Long-term career strategy sometimes requires prioritizing "skill-accumulating projects" over one-time high-rate projects. Projects including elements leading to future rate increases—new technology acquisition, upstream process experience, team leadership experience—justify short-term income reduction.

For example, transitioning from traditional frontend development (700,000 yen monthly) to full-stack development + team management (650,000 yen monthly) creates temporary income reduction, but opens paths to tech lead projects (over 1 million yen monthly) within a year.

Strategic agency utilization approaches strengthen negotiation power through multi-agency relationships. Single agency dependence weakens price negotiation power, so maintain ongoing relationships with 3-4 companies to create competitive project introduction environments.
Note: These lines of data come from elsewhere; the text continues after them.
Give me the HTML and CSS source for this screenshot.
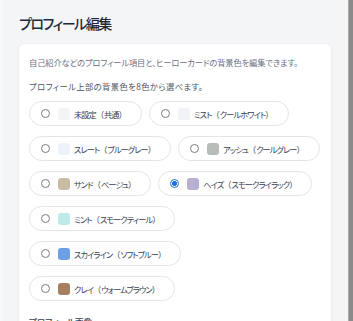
FILE: index.html
```html
<!DOCTYPE html>
<html lang="ja">
<head>
<meta charset="utf-8">
<title>プロフィール編集</title>
<link rel="stylesheet" href="styles.css">
</head>
<body>
<div class="frame">
  <main class="page">
    <h1 class="title">プロフィール編集</h1>
    <section class="card">
      <p class="desc">自己紹介などのプロフィール項目と、ヒーローカードの背景色を編集できます。</p>
      <p class="hint">プロフィール上部の背景色を8色から選べます。</p>
      <div class="options">
        <label class="pill"><input type="radio" name="bg" class="radio"><span class="swatch" style="background:#f3f4f6"></span><span class="label">未設定<span class="paren">（</span>共通<span class="paren">）</span></span></label>
        <label class="pill"><input type="radio" name="bg" class="radio"><span class="swatch" style="background:#f1f3f6"></span><span class="label">ミスト<span class="paren">（</span>クールホワイト<span class="paren">）</span></span></label>
        <label class="pill"><input type="radio" name="bg" class="radio"><span class="swatch" style="background:#edf2fa"></span><span class="label">スレート<span class="paren">（</span>ブルーグレー<span class="paren">）</span></span></label>
        <label class="pill"><input type="radio" name="bg" class="radio"><span class="swatch" style="background:#b6bdb9"></span><span class="label">アッシュ<span class="paren">（</span>クールグレー<span class="paren">）</span></span></label>
        <label class="pill"><input type="radio" name="bg" class="radio"><span class="swatch" style="background:#c9bca6"></span><span class="label">サンド<span class="paren">（</span>ベージュ<span class="paren">）</span></span></label>
        <label class="pill"><input type="radio" name="bg" class="radio" checked><span class="swatch" style="background:#b9afd1"></span><span class="label">ヘイズ<span class="paren">（</span>スモークライラック<span class="paren">）</span></span></label>
        <label class="pill"><input type="radio" name="bg" class="radio"><span class="swatch" style="background:#c0e9ea"></span><span class="label">ミント<span class="paren">（</span>スモークティール<span class="paren">）</span></span></label>
        <label class="pill"><input type="radio" name="bg" class="radio"><span class="swatch" style="background:#6d9fe6"></span><span class="label">スカイライン<span class="paren">（</span>ソフトブルー<span class="paren">）</span></span></label>
        <label class="pill"><input type="radio" name="bg" class="radio"><span class="swatch" style="background:#a67f60"></span><span class="label">クレイ<span class="paren">（</span>ウォームブラウン<span class="paren">）</span></span></label>
      </div>
      <p class="section">プロフィール画像</p>
    </section>
  </main>
  <div class="scrollbar"></div>
</div>
</body>
</html>
```
FILE: styles.css
```css
html, body {
  margin: 0;
  padding: 0;
  height: 100%;
  overflow: hidden;
}
body {
  background: #f4f5f7;
  font-family: "Noto Sans CJK JP", "Noto Sans", sans-serif;
  font-feature-settings: "palt";
  color: #374151;
}
.frame {
  display: flex;
  height: 100%;
}
.page {
  flex: 1;
  padding: 12px 16px 0 18px;
  border-left: 3px solid #f8f9fa;
  box-sizing: border-box;
}
.scrollbar {
  width: 4px;
  background: #8a8a8a;
  border-left: 1px solid #a9a9a9;
}
.title {
  margin: 0 0 9px -2px;
  font-size: 14px;
  font-weight: 500;
  letter-spacing: -1.5px;
  line-height: 22px;
  color: #1f2937;
}
.card {
  background: #fff;
  border: 1px solid #eceef1;
  border-radius: 6px;
  padding: 11px 8px 0 10px;
  margin-left: -3px;
  box-shadow: 0 1px 2px rgba(0,0,0,0.03);
}
.desc {
  margin: 0 0 10px;
  font-size: 8.3px;
  letter-spacing: -0.15px;
  line-height: 14px;
  color: #6b7280;
}
.hint {
  margin: 0 0 8px;
  font-size: 8.3px;
  letter-spacing: 0.4px;
  line-height: 14px;
  color: #4b5563;
}
.options {
  display: flex;
  flex-wrap: wrap;
  gap: 10px 7px;
}
.pill {
  display: inline-flex;
  align-items: center;
  box-sizing: border-box;
  height: 25px;
  padding: 0 14px 0 11px;
  border: 1px solid #e3e5e8;
  border-radius: 999px;
  background: #fff;
}
.radio {
  appearance: none;
  -webkit-appearance: none;
  margin: 0 8px 0 0;
  width: 9px;
  height: 9px;
  border: 1px solid #7a7a7a;
  border-radius: 50%;
  box-sizing: border-box;
  background: #fff;
}
.radio:checked {
  border-color: #1a73e8;
  background: radial-gradient(circle, #1a73e8 0 2.2px, #fff 2.7px);
}
.swatch {
  width: 12px;
  height: 12px;
  border-radius: 3px;
  margin-right: 4px;
}
.label {
  font-size: 8.2px;
  letter-spacing: -0.9px;
  line-height: 12px;
  color: #374151;
}
.paren {
  font-feature-settings: normal;
  letter-spacing: 0;
}
.section {
  margin: 14px 0 0;
  font-size: 8.5px;
  font-weight: 500;
  line-height: 12px;
  color: #374151;
}
```
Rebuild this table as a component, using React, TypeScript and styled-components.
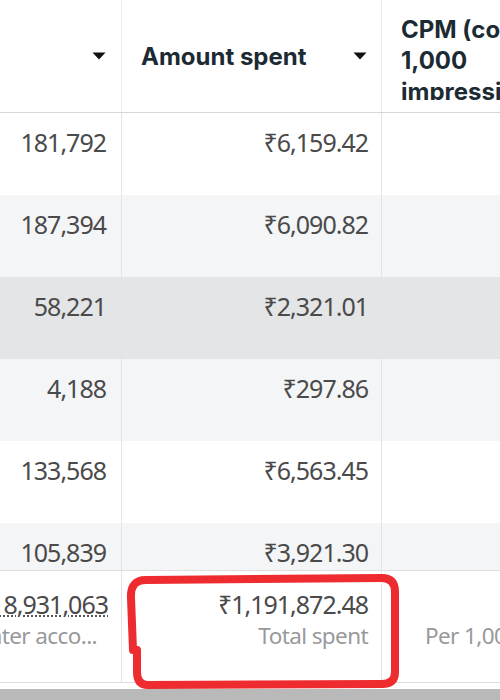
import React from "react";
import styled, { createGlobalStyle } from "styled-components";

const Global = createGlobalStyle`
  html, body { margin: 0; padding: 0; background: #ffffff; }
  body { width: 500px; height: 700px; overflow: hidden; }
`;

const COLS = "122px 260px 240px";

const Page = styled.div`
  position: relative;
  width: 500px;
  height: 700px;
  overflow: hidden;
  background: #ffffff;
  display: flex;
  flex-direction: column;
`;

const HeaderRow = styled.div`
  display: grid;
  grid-template-columns: ${COLS};
  height: 112px;
  border-bottom: 1px solid #d6d6d6;
  flex: none;
`;

const HeaderCell = styled.div<{ $last?: boolean }>`
  box-sizing: border-box;
  border-right: ${(p) => (p.$last ? "none" : "1px solid #ededed")};
  display: flex;
  align-items: center;
  overflow: hidden;
  font-family: Inter, "Liberation Sans", sans-serif;
  font-weight: 700;
  font-size: 24px;
  color: #1c2b33;
`;

const CaretOnly = styled(HeaderCell)`
  justify-content: flex-end;
  padding-right: 15px;
`;

const TitleCell = styled(HeaderCell)`
  justify-content: space-between;
  padding: 0 14px 0 19px;
`;

const Title = styled.span`
  letter-spacing: 0px;
`;

const WrapCell = styled(HeaderCell)`
  align-items: flex-start;
  padding: 14px 0 0 19px;
`;

const WrapText = styled.div`
  line-height: 31px;
  height: 86px;
  overflow: hidden;
  white-space: nowrap;
  & > span { display: block; }
`;

const Body = styled.div`
  height: 457px;
  overflow: hidden;
  flex: none;
`;

const Row = styled.div<{ $tone: string }>`
  display: grid;
  grid-template-columns: ${COLS};
  height: 82px;
  background: ${(p) => p.$tone};
`;

const Cell = styled.div<{ $last?: boolean; $pr: number }>`
  box-sizing: border-box;
  border-right: ${(p) => (p.$last ? "none" : "1px solid #e4e4e4")};
  padding: 14px ${(p) => p.$pr}px 0 0;
  text-align: right;
  font-family: "Noto Sans", "DejaVu Sans", sans-serif;
  font-size: 25px;
  letter-spacing: -1px;
  line-height: 30px;
  color: #4a4a4a;
  white-space: nowrap;
  overflow: hidden;
`;

const FooterRow = styled.div`
  display: grid;
  grid-template-columns: ${COLS};
  height: 113px;
  border-top: 1px solid #dedede;
  border-bottom: 1px solid #dcdcdc;
  box-sizing: border-box;
  flex: none;
`;

const FootCell = styled.div<{ $last?: boolean; $pr: number; $align?: string }>`
  box-sizing: border-box;
  border-right: ${(p) => (p.$last ? "none" : "1px solid #e4e4e4")};
  padding: 18px ${(p) => p.$pr}px 0 ${(p) => (p.$align === "left" ? 43 : 0)}px;
  display: flex;
  flex-direction: column;
  align-items: ${(p) => (p.$align === "left" ? "flex-start" : "flex-end")};
  justify-content: ${(p) => (p.$align === "left" ? "center" : "flex-start")};
  font-family: "Noto Sans", "DejaVu Sans", sans-serif;
  font-size: 25px;
  letter-spacing: -1px;
  line-height: 31px;
  white-space: nowrap;
  overflow: hidden;
`;

const Value = styled.span<{ $dotted?: boolean }>`
  color: #4a4a4a;
  text-decoration: ${(p) => (p.$dotted ? "underline dotted #555" : "none")};
  text-decoration-thickness: 2px;
  text-underline-offset: 1px;
`;

const Sub = styled.span<{ $pr?: number }>`
  color: #98999b;
  font-size: 22.5px;
  letter-spacing: -0.6px;
  padding-right: ${(p) => p.$pr ?? 0}px;
`;

const Gap = styled.div`
  height: 6px;
  flex: none;
`;

const BottomBar = styled.div`
  flex: 1;
  background: #b9b9b9;
`;

const Annotation = styled.svg`
  position: absolute;
  left: 0;
  top: 0;
  width: 500px;
  height: 700px;
  pointer-events: none;
`;

const Caret = () => (
  <svg width="14" height="8" viewBox="0 0 14 8">
    <path d="M0.5 0.5 H13.5 L7 7.5 Z" fill="#111" />
  </svg>
);

const rows: [string, string, string][] = [
  ["181,792", "₹6,159.42", "#ffffff"],
  ["187,394", "₹6,090.82", "#f4f5f7"],
  ["58,221", "₹2,321.01", "#e4e5e6"],
  ["4,188", "₹297.86", "#f4f5f7"],
  ["133,568", "₹6,563.45", "#ffffff"],
  ["105,839", "₹3,921.30", "#f4f5f7"],
];

export default function App() {
  return (
    <>
      <Global />
      <Page>
        <HeaderRow>
          <CaretOnly>
            <Caret />
          </CaretOnly>
          <TitleCell>
            <Title>Amount spent</Title>
            <Caret />
          </TitleCell>
          <WrapCell $last>
            <WrapText>
              <span>CPM (cost per</span>
              <span>1,000</span>
              <span>impressions)</span>
            </WrapText>
          </WrapCell>
        </HeaderRow>
        <Body>
          {rows.map(([a, b, tone]) => (
            <Row key={a} $tone={tone}>
              <Cell $pr={15}>{a}</Cell>
              <Cell $pr={13}>{b}</Cell>
              <Cell $pr={0} $last />
            </Row>
          ))}
        </Body>
        <FooterRow>
          <FootCell $pr={13}>
            <Value $dotted>18,931,063</Value>
            <Sub $pr={11}>Accounts Center acco...</Sub>
          </FootCell>
          <FootCell $pr={13}>
            <Value>₹1,191,872.48</Value>
            <Sub>Total spent</Sub>
          </FootCell>
          <FootCell $pr={0} $last $align="left">
            <Sub>Per 1,000 impressions</Sub>
          </FootCell>
        </FooterRow>
        <Gap />
        <BottomBar />
        <Annotation viewBox="0 0 500 700">
          <path
            d="M133 650 L131 598 Q130 580 146 580 L382 578 Q395 578 395 592 L395 672 Q395 684 382 684 L148 685 Q137 685 137 672 L137 650"
            fill="none"
            stroke="#ee2b2e"
            strokeWidth="8"
            strokeLinecap="round"
            strokeLinejoin="round"
          />
        </Annotation>
      </Page>
    </>
  );
}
Understand each agency's strengths (large enterprise projects, startup projects, specific technology domains) and use appropriately based on career goals. Agency commission rates range from 15-30%, so prioritizing lower-commission agencies for equivalent projects enables substantial take-home improvement.

For continuous contract condition improvement, set regular contract review timing. Conduct market price re-research and condition negotiations every 6 months or annually, adjusting to appropriate prices matching skill improvements. Even long-term contracts can secure compensation increases matching market price rises through "semi-annual condition review clauses."

Freelance engineer success depends not only on technical skills but also contract negotiation abilities and long-term strategic planning capabilities. Through appropriate contract type selection, favorable condition negotiations, and continuous condition improvements, it's possible to achieve working arrangements where technical skills receive proper evaluation.